[DATASET SECTION]:
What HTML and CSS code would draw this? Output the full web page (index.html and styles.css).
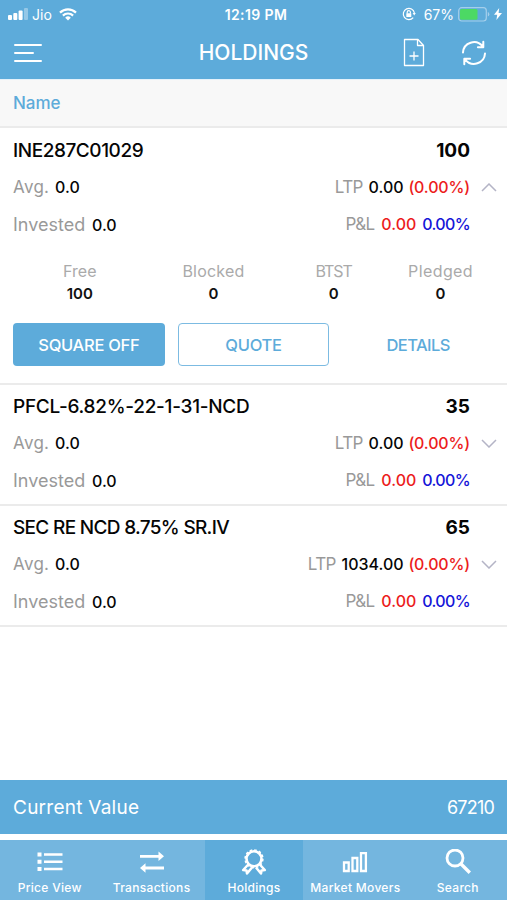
FILE: index.html
```html
<!DOCTYPE html>
<html lang="en">

<head>
    <meta charset="UTF-8">
    <meta name="viewport" content="width=device-width, initial-scale=1.0">
    <title>Holdings</title>
    <link rel="stylesheet" href="styles.css">
</head>

<body>
    <header class="header">
        <div class="status-bar">
            <div class="status-left">
                <svg class="signal" width="21" height="12" viewBox="0 0 21 12" fill="#fff">
                    <rect x="0" y="7" width="4" height="5" rx="1"/>
                    <rect x="5.3" y="5" width="4" height="7" rx="1"/>
                    <rect x="10.6" y="2.5" width="4" height="9.5" rx="1"/>
                    <rect x="16" y="0" width="4" height="12" rx="1" opacity=".35"/>
                </svg>
                <span class="carrier">Jio</span>
                <svg class="wifi" width="18" height="13" viewBox="0 0 18 13" fill="none" stroke="#fff" stroke-width="2.2">
                    <path d="M1 4.6a11.5 11.5 0 0 1 16 0M3.9 7.6a7.2 7.2 0 0 1 10.2 0"/>
                    <path d="M6.2 9.7a4 4 0 0 1 5.6 0L9 12.6z" fill="#fff" stroke="none"/>
                </svg>
            </div>
            <span class="clock">12:19 PM</span>
            <div class="status-right">
                <svg class="lock" width="14" height="14" viewBox="0 0 14 14" fill="none" stroke="#fff" stroke-width="1.2">
                    <path d="M11.2 10.6A5.6 5.6 0 1 1 12.4 6"/>
                    <path d="M10.6 6h3.2l-1.6 2.4z" fill="#fff" stroke="none"/>
                    <path d="M5.2 6.6V5.2a1.6 1.6 0 0 1 3.2 0v1.4"/>
                    <rect x="4.3" y="6.3" width="5" height="3.7" rx=".5" fill="#fff" stroke="none"/>
                </svg>
                <span class="percent">67%</span>
                <svg class="battery" width="32" height="15" viewBox="0 0 32 15">
                    <rect x=".7" y=".7" width="27.6" height="13.3" rx="3" fill="none" stroke="#a5cfeb" stroke-width="1.2"/>
                    <rect x="2" y="2" width="17.5" height="10.7" rx="1.5" fill="#4cd964"/>
                    <path d="M29.8 5v4.6q1.5-.6 1.5-2.3T29.8 5z" fill="#a5cfeb"/>
                </svg>
                <svg class="bolt" width="8" height="12" viewBox="0 0 8 12" fill="#fff">
                    <path d="M5.2 0 0 6.8h3.2L2.4 12 8 4.9H4.6z"/>
                </svg>
            </div>
        </div>
        <div class="nav-bar">
            <svg class="menu" width="30" height="22" viewBox="0 0 30 22" stroke="#fff" stroke-width="2" stroke-linecap="round">
                <path d="M2 3h26M2 11h18M2 19h26"/>
            </svg>
            <h1 class="nav-title">HOLDINGS</h1>
            <div class="nav-actions">
                <svg width="22" height="29" viewBox="0 0 22 29" fill="none" stroke="#fff" stroke-width="1.3" stroke-linejoin="round">
                    <path d="M1.5 1.5h13.5l5.5 6v20h-19z"/>
                    <path d="M14.5 1.5v6h6"/>
                    <path d="M11 13.5v9M6.5 18h9"/>
                </svg>
                <svg width="26" height="26" viewBox="0 0 26 26" fill="none" stroke="#fff" stroke-width="2" stroke-linecap="round" stroke-linejoin="round">
                    <path d="M2 12.5A11 11 0 0 1 21.5 6.2M22.3 1.8v5.4h-5.4"/>
                    <path d="M24 13.5A11 11 0 0 1 4.5 19.8M3.3 24.2v-5.4h5.8"/>
                </svg>
            </div>
        </div>
    </header>

    <div class="column-head">Name</div>

    <main class="holdings">
        <section class="holding open">
            <div class="holding-main">
                <div class="row">
                    <span class="name n1">INE287C01029</span>
                    <span class="qty">100</span>
                </div>
                <div class="row">
                    <span><span class="label avg">Avg.</span> <b class="value">0.0</b></span>
                    <span><span class="label ltp">LTP</span> <b class="value">0.00</b> <b class="change">(0.00%)</b></span>
                </div>
                <div class="row">
                    <span><span class="label invested">Invested</span> <b class="value">0.0</b></span>
                    <span><span class="label pl">P&amp;L</span> <b class="value red">0.00</b> <b class="value blue">0.00%</b></span>
                </div>
                <svg class="chevron" width="16" height="9" viewBox="0 0 16 9"><path d="M1 8l7-7 7 7"/></svg>
            </div>
            <div class="breakdown">
                <div class="cell"><span class="free">Free</span><b>100</b></div>
                <div class="cell"><span class="blocked">Blocked</span><b>0</b></div>
                <div class="cell"><span class="btst">BTST</span><b>0</b></div>
                <div class="cell"><span class="pledged">Pledged</span><b>0</b></div>
            </div>
            <div class="actions">
                <button class="btn btn-fill">SQUARE OFF</button>
                <button class="btn btn-outline">QUOTE</button>
                <button class="btn btn-text">DETAILS</button>
            </div>
        </section>

        <section class="holding">
            <div class="holding-main">
                <div class="row">
                    <span class="name n2">PFCL-6.82%-22-1-31-NCD</span>
                    <span class="qty">35</span>
                </div>
                <div class="row">
                    <span><span class="label avg">Avg.</span> <b class="value">0.0</b></span>
                    <span><span class="label ltp">LTP</span> <b class="value">0.00</b> <b class="change">(0.00%)</b></span>
                </div>
                <div class="row">
                    <span><span class="label invested">Invested</span> <b class="value">0.0</b></span>
                    <span><span class="label pl">P&amp;L</span> <b class="value red">0.00</b> <b class="value blue">0.00%</b></span>
                </div>
                <svg class="chevron" width="16" height="9" viewBox="0 0 16 9"><path d="M1 1l7 7 7-7"/></svg>
            </div>
        </section>

        <section class="holding">
            <div class="holding-main">
                <div class="row">
                    <span class="name n3">SEC RE NCD 8.75% SR.IV</span>
                    <span class="qty">65</span>
                </div>
                <div class="row">
                    <span><span class="label avg">Avg.</span> <b class="value">0.0</b></span>
                    <span><span class="label ltp">LTP</span> <b class="value">1034.00</b> <b class="change">(0.00%)</b></span>
                </div>
                <div class="row">
                    <span><span class="label invested">Invested</span> <b class="value">0.0</b></span>
                    <span><span class="label pl">P&amp;L</span> <b class="value red">0.00</b> <b class="value blue">0.00%</b></span>
                </div>
                <svg class="chevron" width="16" height="9" viewBox="0 0 16 9"><path d="M1 1l7 7 7-7"/></svg>
            </div>
        </section>
    </main>

    <div class="summary">
        <span class="summary-label">Current Value</span>
        <span class="summary-value">67210</span>
    </div>

    <nav class="tabs">
        <a class="tab tab-list">
            <svg width="26" height="26" viewBox="0 0 26 26" fill="#fff">
                <path d="M.5 3.5h4v4h-4zM.5 10.8h4v4h-4zM.5 18h4v4h-4zM7 4.2h18.5v2.6H7zM7 11.5h18.5v2.6H7zM7 18.7h18.5v2.6H7z"/>
            </svg>
            <span>Price View</span>
        </a>
        <a class="tab tab-transfer">
            <svg width="26" height="26" viewBox="0 0 26 26" fill="#fff">
                <path d="M1 5.9h18.500V2.500L25 7.300l-5.500 4.800V8.700H1zM25 17.600H6.500v-3.400L1 19l5.500 4.800v-3.400H25z"/>
            </svg>
            <span>Transactions</span>
        </a>
        <a class="tab active">
            <svg width="26" height="26" viewBox="0 0 26 26" fill="none" stroke="#fff" stroke-linejoin="round">
                <circle cx="13" cy="9.8" r="7.5" stroke-width="2.6"/>
                <circle cx="13" cy="9.8" r="8.9" stroke-width="1.5" stroke-dasharray="2.6 2.06"/>
                <path d="M7.200 15.500l-5 5.500 3.300.500.500 3 5-6M18.800 15.500l5 5.500-3.300.500-.500 3-5-6" stroke-width="2.5"/>
            </svg>
            <span>Holdings</span>
        </a>
        <a class="tab tab-chart">
            <svg width="26" height="26" viewBox="0 0 26 26" fill="none" stroke="#fff" stroke-width="2.3">
                <path d="M2 13.500h4.700V22H2zM10.500 9h4.800v13h-4.800zM19 4.200h4.900V22H19z"/>
            </svg>
            <span>Market Movers</span>
        </a>
        <a class="tab tab-search">
            <svg width="26" height="26" viewBox="0 0 26 26" fill="none" stroke="#fff" stroke-width="2.8">
                <circle cx="10" cy="9" r="8"/>
                <path d="M15.800 14.800l9 9" stroke-width="3.4"/>
            </svg>
            <span>Search</span>
        </a>
    </nav>
</body>

</html>
```
FILE: styles.css
```css
* {
    box-sizing: border-box;
}

body {
    margin: 0;
    height: 900px;
    display: flex;
    flex-direction: column;
    background-color: #fff;
    color: #050505;
    font-family: Inter, "Liberation Sans", sans-serif;
}

svg {
    display: block;
    flex: none;
}

.header {
    height: 79px;
    background-color: #5dabda;
    color: #fff;
}

.status-bar {
    display: grid;
    grid-template-columns: 1fr auto 1fr;
    align-items: center;
    height: 28px;
    padding: 0 5px 0 8px;
    font-size: 14px;
}

.status-left,
.status-right {
    display: flex;
    align-items: center;
}

.status-right {
    justify-content: flex-end;
}

.carrier {
    margin: 0 7px 0 3px;
}

.clock {
    padding-left: 2px;
    font-size: 14px;
    font-weight: 600;
    letter-spacing: 0.4px;
}

.percent {
    margin: 0 4px 0 8px;
}

.bolt {
    margin-left: 4px;
}

.nav-bar {
    display: grid;
    grid-template-columns: 1fr auto 1fr;
    align-items: center;
    height: 49px;
    padding: 0 13px;
}

.nav-title {
    margin: 0;
    font-size: 21px;
    font-weight: 500;
}

.nav-actions {
    display: flex;
    justify-content: flex-end;
    align-items: center;
    gap: 36px;
    padding-right: 7px;
}

.column-head {
    height: 49px;
    padding-left: 13px;
    border-top: 1px solid #e4f1fa;
    border-bottom: 2px solid #ebebeb;
    background-color: #f8f8f8;
    color: #5dabda;
    font-size: 17px;
    font-weight: 500;
    line-height: 47px;
}

.holdings {
    flex: 1;
}

.holding {
    border-bottom: 2px solid #ebebeb;
}

.holding-main {
    position: relative;
    padding: 3px 37px 5px 13px;
}

.open .holding-main {
    padding-top: 4px;
}

.row {
    display: flex;
    justify-content: space-between;
    height: 37px;
    font-size: 17px;
    line-height: 37px;
    white-space: nowrap;
}

.name {
    font-size: 19px;
    font-weight: 500;
}

.n1 {
    letter-spacing: -0.45px;
}

.n2 {
    letter-spacing: -0.28px;
}

.n3 {
    letter-spacing: -0.68px;
}

.qty {
    font-size: 19px;
    font-weight: 700;
}

.label {
    color: #999;
}

.avg {
    margin-right: 1px;
    letter-spacing: 0.3px;
}

.invested {
    margin-right: 2px;
    font-size: 18px;
}

.ltp {
    margin-right: 1px;
    letter-spacing: -0.6px;
}

.pl {
    margin-right: 2px;
    letter-spacing: -0.6px;
}

.value,
.change {
    font-size: 16px;
    font-weight: 500;
}

.change {
    letter-spacing: -0.15px;
}

.change,
.red {
    color: #ec1c1c;
}

.red {
    margin-right: 1px;
}

.blue {
    color: #1414d8;
    letter-spacing: -0.6px;
}

.chevron {
    position: absolute;
    top: 54px;
    right: 10px;
    fill: none;
    stroke: #b4b4c6;
    stroke-width: 1.5;
}

.open .chevron {
    top: 55px;
}

.breakdown {
    display: grid;
    grid-template-columns: 5fr 5fr 4fr 4fr;
    height: 46px;
    margin: 12px 13px 0;
    text-align: center;
}

.cell {
    display: flex;
    flex-direction: column;
    color: #aaa;
    font-size: 16px;
    line-height: 23px;
}

.cell b {
    color: #111;
    font-size: 15px;
    font-weight: 600;
    line-height: 21px;
}

.blocked {
    letter-spacing: 0.2px;
}

.btst {
    letter-spacing: -1px;
}

.pledged {
    letter-spacing: 0.4px;
}

.actions {
    display: grid;
    grid-template-columns: repeat(3, 1fr);
    gap: 13px;
    padding: 17px 13px 17px;
}

.btn {
    height: 43px;
    padding: 0;
    border: 1.5px solid transparent;
    border-radius: 4px;
    background-color: #fff;
    color: #5dabda;
    font-family: inherit;
    font-size: 16.5px;
    font-weight: 500;
    letter-spacing: -0.3px;
}

.btn-fill {
    background-color: #5dabda;
    color: #fff;
}

.btn-outline {
    border-color: #7cbbe2;
}

.btn-text {
    letter-spacing: -0.6px;
}

.summary {
    display: flex;
    justify-content: space-between;
    align-items: center;
    height: 54px;
    padding: 0 13px;
    background-color: #5dabda;
    color: #fff;
    font-size: 18px;
}

.summary-label {
    font-size: 19px;
    letter-spacing: 0.25px;
}

.summary-value {
    letter-spacing: -0.8px;
}

.tabs {
    display: grid;
    grid-template-columns: repeat(5, 1fr);
    height: 60px;
    margin-top: 6px;
    background-color: #74b6df;
    color: #fff;
    font-size: 12px;
    font-weight: 500;
}

.tab {
    display: flex;
    flex-direction: column;
    align-items: center;
    gap: 5px;
    padding-top: 9px;
    white-space: nowrap;
    letter-spacing: 0.3px;
}

.tab-list {
    padding-right: 2px;
}

.tab-transfer {
    padding-right: 1px;
}

.tab-chart {
    padding-left: 1px;
}

.tab-search {
    padding-left: 3px;
}

.active {
    margin: 0 1px 0 2px;
    background-color: #5dabda;
}
```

[EXERCISE]:
Scan the listing above for the word "index" and show each line where it is found.

[TASK OUTPUT]:
What HTML and CSS code would draw this? Output the full web page (index.html and styles.css).
FILE: index.html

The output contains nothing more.